Les exploitations de non-ferreux

Le site de Banca est la mine de cuivre la plus importante et la mieux connue de toute cette zone. Il s’agit d’une minéralisation filonienne à chalcopyrite*, pyrite et cuivre gris argentifère, encaissée dans des grès de l’Ordovicien à faciès quartzitique ou pélitique. Les travaux au feu dans les bandes quartzitiques, très dures, sont bien conservés, alors que ceux qui se sont développés à l’outil dans le faciès pélitique ont été plus fréquemment affectés par les effondrements. Les reprises modernes, entre la deuxième moitié du XVIIIe et la fin du XIXe siècle, avaient mis en évidence l’ancienneté des “vieux travaux”, recoupés en plusieurs endroits (Parent 1997, 312-314). Des monnaies romaines datées du Ier au IVe siècle de. n. è. avaient également été trouvées. Les recherches archéologiques, réalisées sous la direction de G. Parent puis de B. Ancel, ont révélé une exploitation antique d’envergure, de laquelle 870 m linéaires de travaux anciens sont conservés (Parent 1997, 312 ; Ancel et al. 2012, 170). Situés à une faible altitude, ces travaux avaient aussi l’avantage d’être accessibles toute l’année.
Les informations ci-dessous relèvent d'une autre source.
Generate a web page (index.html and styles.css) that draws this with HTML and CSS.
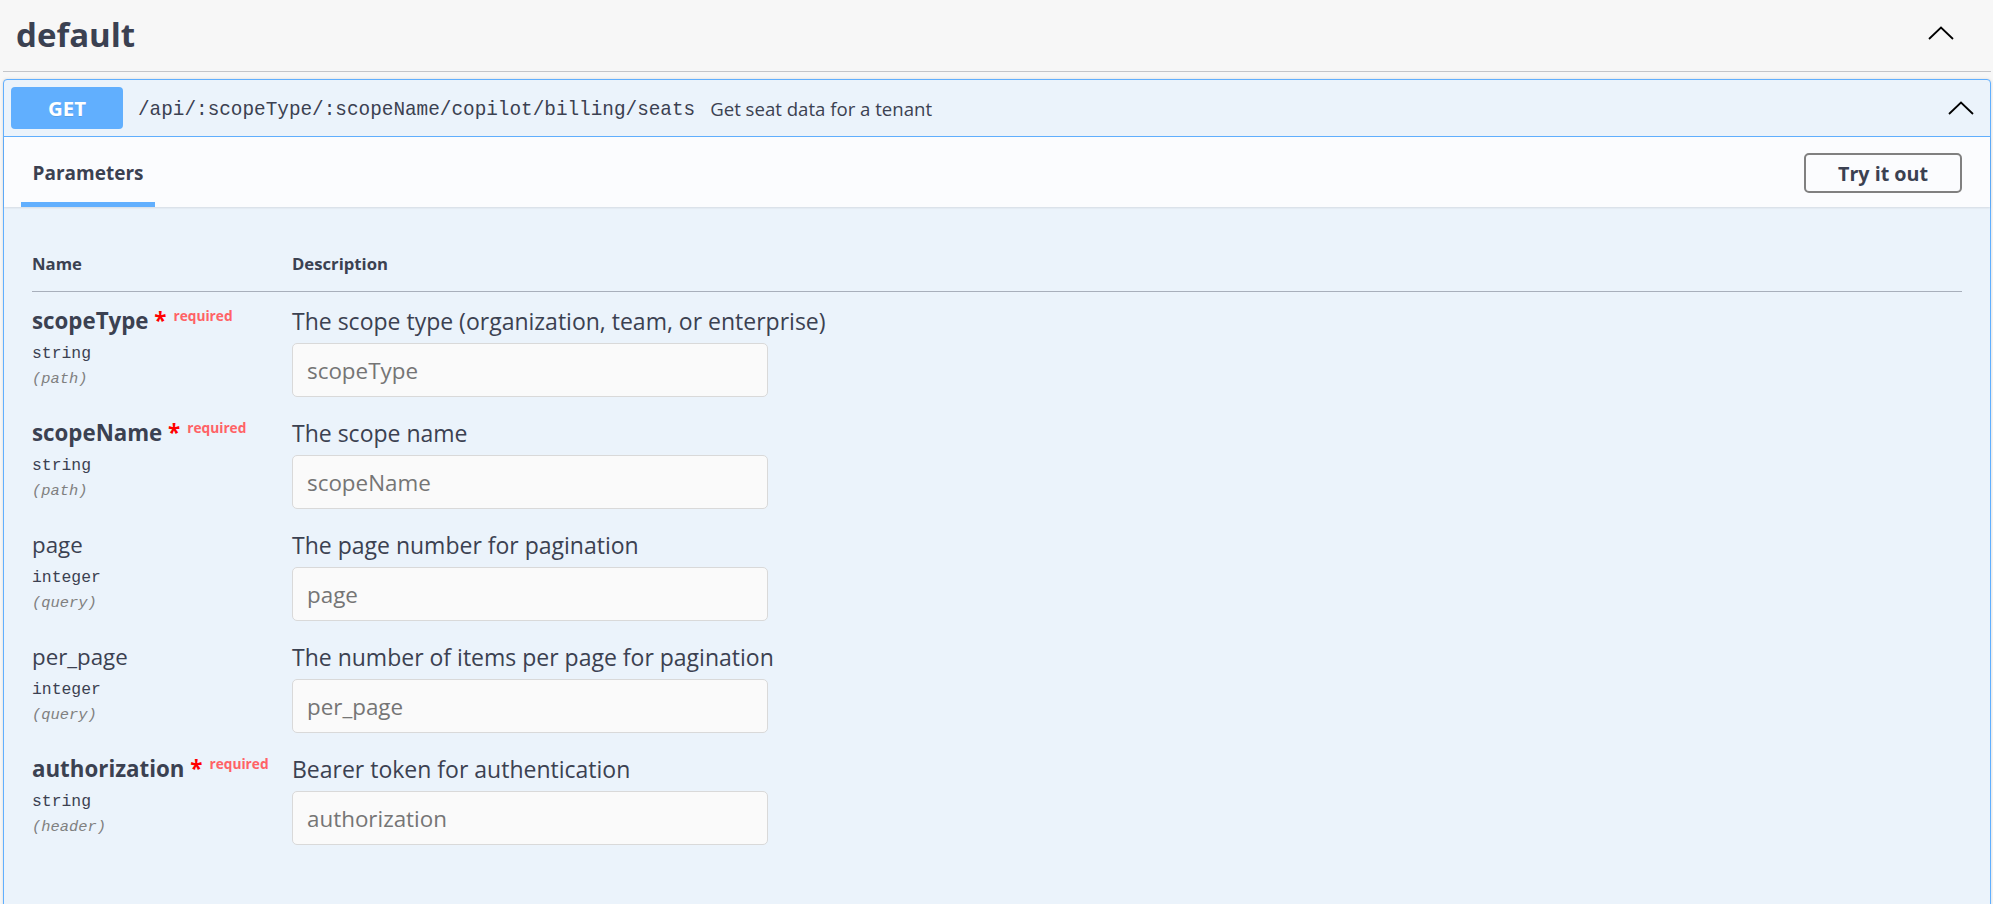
FILE: index.html
```html
<!DOCTYPE html>
<html lang="en">
<head>
<meta charset="utf-8">
<title>default</title>
<link rel="stylesheet" href="styles.css">
</head>
<body>
<div class="page">
  <div class="tag-header">
    <h3 class="tag-title">default</h3>
    <svg class="chev tag-chev" width="26" height="14" viewBox="0 0 26 14" aria-hidden="true"><polyline points="1,13 13,1.5 25,13" fill="none" stroke="#000" stroke-width="1.8"/></svg>
  </div>

  <div class="opblock">
    <div class="summary">
      <span class="method">GET</span>
      <span class="path">/api/:scopeType/:scopeName/copilot/billing/seats</span>
      <span class="summary-desc">Get seat data for a tenant</span>
      <svg class="chev op-chev" width="26" height="14" viewBox="0 0 26 14" aria-hidden="true"><polyline points="1,13 13,1.5 25,13" fill="none" stroke="#000" stroke-width="1.8"/></svg>
    </div>

    <div class="section-header">
      <div class="tab">
        <span class="tab-label">Parameters</span>
        <span class="tab-line"></span>
      </div>
      <button class="try-btn" type="button">Try it out</button>
    </div>

    <div class="table-container">
      <div class="params">
        <div class="head">Name</div>
        <div class="head">Description</div>

        <div class="pcol">
          <div class="pname required">scopeType<span class="star">&nbsp;*</span><span class="req">required</span></div>
          <div class="ptype">string</div>
          <div class="pin">(path)</div>
        </div>
        <div class="dcol">
          <div class="pdesc">The scope type (organization, team, or enterprise)</div>
          <input class="pinput" type="text" placeholder="scopeType">
        </div>

        <div class="pcol">
          <div class="pname required">scopeName<span class="star">&nbsp;*</span><span class="req">required</span></div>
          <div class="ptype">string</div>
          <div class="pin">(path)</div>
        </div>
        <div class="dcol">
          <div class="pdesc">The scope name</div>
          <input class="pinput" type="text" placeholder="scopeName">
        </div>

        <div class="pcol">
          <div class="pname">page</div>
          <div class="ptype">integer</div>
          <div class="pin">(query)</div>
        </div>
        <div class="dcol">
          <div class="pdesc">The page number for pagination</div>
          <input class="pinput" type="text" placeholder="page">
        </div>

        <div class="pcol">
          <div class="pname">per_page</div>
          <div class="ptype">integer</div>
          <div class="pin">(query)</div>
        </div>
        <div class="dcol">
          <div class="pdesc">The number of items per page for pagination</div>
          <input class="pinput" type="text" placeholder="per_page">
        </div>

        <div class="pcol">
          <div class="pname required">authorization<span class="star">&nbsp;*</span><span class="req">required</span></div>
          <div class="ptype">string</div>
          <div class="pin">(header)</div>
        </div>
        <div class="dcol">
          <div class="pdesc">Bearer token for authentication</div>
          <input class="pinput" type="text" placeholder="authorization">
        </div>
      </div>
    </div>
  </div>
</div>
</body>
</html>
```
FILE: styles.css
```css
html, body {
  margin: 0;
  padding: 0;
  overflow: hidden;
  background: #f7f7f7;
}
body {
  font-family: "Open Sans", "Noto Sans", sans-serif;
  color: #3b4151;
}
.page {
  padding: 0 2px 0 3px;
}

/* tag header */
.tag-header {
  display: flex;
  align-items: center;
  justify-content: space-between;
  padding: 13px 37px 14px 13px;
  border-bottom: 1px solid #c4c5c9;
}
.tag-title {
  margin: 0;
  font-size: 33px;
  font-weight: 700;
  line-height: 44px;
  color: #3b4151;
}
.chev { display: block; flex: none; }
.tag-chev { margin-bottom: 4px; }

/* operation block */
.opblock {
  margin-top: 7px;
  border: 1px solid #61affe;
  border-radius: 4px;
  background: #ebf3fb;
  box-shadow: 0 0 3px rgba(0, 0, 0, 0.12);
}
.summary {
  display: flex;
  align-items: center;
  padding: 7px 16px 7px 7px;
  border-bottom: 1px solid #61affe;
}
.method {
  flex: none;
  width: 112px;
  height: 42px;
  line-height: 42px;
  border-radius: 4px;
  background: #61affe;
  color: #fff;
  font-size: 20.4px;
  font-weight: 700;
  text-align: center;
  text-shadow: 0 1px 0 rgba(0, 0, 0, 0.1);
}
.path {
  margin-left: 15px;
  padding-top: 4px;
  font-family: "Liberation Mono", monospace;
  font-size: 19.35px;
  color: #3b4151;
}
.summary-desc {
  flex: 1;
  margin-left: 15px;
  font-size: 18.6px;
  color: #3b4151;
}

/* section header with tab */
.section-header {
  display: flex;
  align-items: center;
  justify-content: space-between;
  height: 70px;
  padding: 0 28px 0 17px;
  background: #fbfcfe;
  box-shadow: 0 1px 2px rgba(0, 0, 0, 0.1);
}
.tab {
  align-self: stretch;
  display: flex;
  flex-direction: column;
  width: 134px;
}
.tab-label {
  padding-top: 23px;
  line-height: 26px;
  font-size: 19px;
  font-weight: 700;
  text-align: center;
}
.tab-line {
  margin-top: auto;
  height: 5px;
  background: #61affe;
}
.try-btn {
  margin-top: 2px;
  width: 158px;
  height: 40px;
  border: 2px solid #808080;
  border-radius: 5px;
  background: transparent;
  font-family: "Open Sans", "Noto Sans", sans-serif;
  font-size: 19.7px;
  font-weight: 700;
  color: #3b4151;
  padding: 0;
}

/* parameters table */
.table-container {
  padding: 28px 28px 80px;
}
.params {
  display: grid;
  grid-template-columns: 260px 1fr;
}
.head {
  padding: 18px 0 16px;
  line-height: 22px;
  font-size: 16.7px;
  font-weight: 700;
  border-bottom: 1px solid #a8afbb;
}
.pcol, .dcol {
  padding: 14px 0 7px;
}
.pname {
  height: 30px;
  line-height: 30px;
  font-size: 22.3px;
  font-weight: 400;
  white-space: nowrap;
}
.pname.required { font-weight: 700; }
.star { color: #f00; }
.req {
  padding-left: 7px;
  line-height: 0;
  vertical-align: 8px;
  font-size: 13.7px;
  font-weight: 700;
  color: #ff6266;
}
.ptype {
  padding-top: 7px;
  line-height: 22px;
  font-family: "Liberation Mono", monospace;
  font-size: 16.4px;
  color: #3b4151;
}
.pin {
  padding-top: 3px;
  line-height: 22px;
  font-family: "Liberation Mono", monospace;
  font-size: 15.4px;
  font-style: italic;
  color: #808080;
}
.pdesc {
  line-height: 30px;
  font-size: 23px;
  color: #3b4151;
}
.pinput {
  display: block;
  box-sizing: border-box;
  margin: 7px 0 0;
  width: 476px;
  height: 54px;
  padding: 0 14px;
  border: 1px solid #d9d9d9;
  border-radius: 5px;
  background: #fafafa;
  font-family: "Open Sans", "Noto Sans", sans-serif;
  font-size: 22.4px;
  color: #3b4151;
  outline: none;
}
.pinput::placeholder {
  color: #757575;
  opacity: 1;
}
```
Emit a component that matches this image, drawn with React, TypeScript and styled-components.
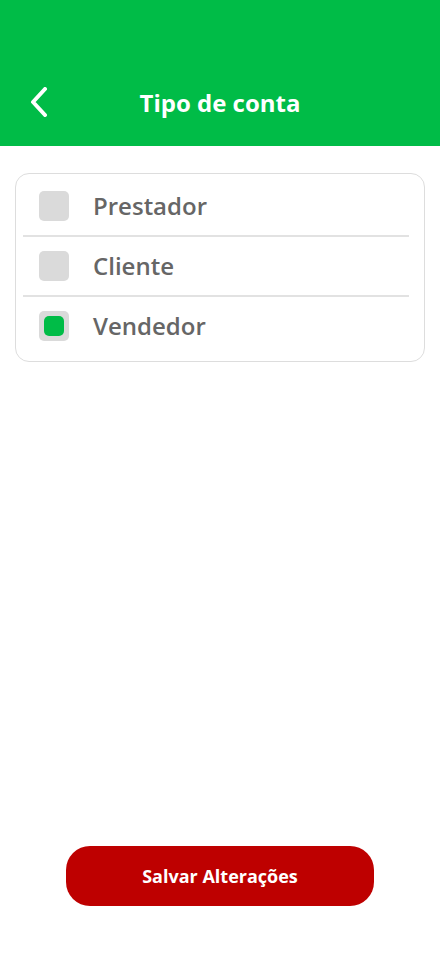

Les exploitations se répartissent sur trois secteurs : Berg-Op-Zoom, Ste Marie et Les Trois Rois. Le premier réseau n’a pas pu être daté précisément en raison des difficultés d’accès au secteur ancien. Les fouilles menées dans les deux autres ont livré des charbons et des restes de boisages qui ont pu être datés par le radiocarbone ou la dendrochronologie. Le réseau des Trois Rois est celui dont les ouvrages anciens sont le mieux conservés (fig. 14). Des niches à lampes sont également présentes au parement de certaines galeries. L’exploitation aurait ainsi pris son essor au Ier siècle de n. è. et duré jusqu’au IVe siècle, la période de plus forte activité se situant au IIe siècle (Ancel et al. 2001, 188-189 ; Parent 2010, 16-17). Les auteurs signalent également la possibilité d’un démarrage plus précoce, antérieur à la conquête, sur la base de l’activité relevée dans des mines proches. Ces ouvrages précoces peuvent correspondre aux travaux de surface sur les filons de Ste Marie et de Berg-op-Zoom, dont le remblaiement massif n’a pas permis une étude détaillée.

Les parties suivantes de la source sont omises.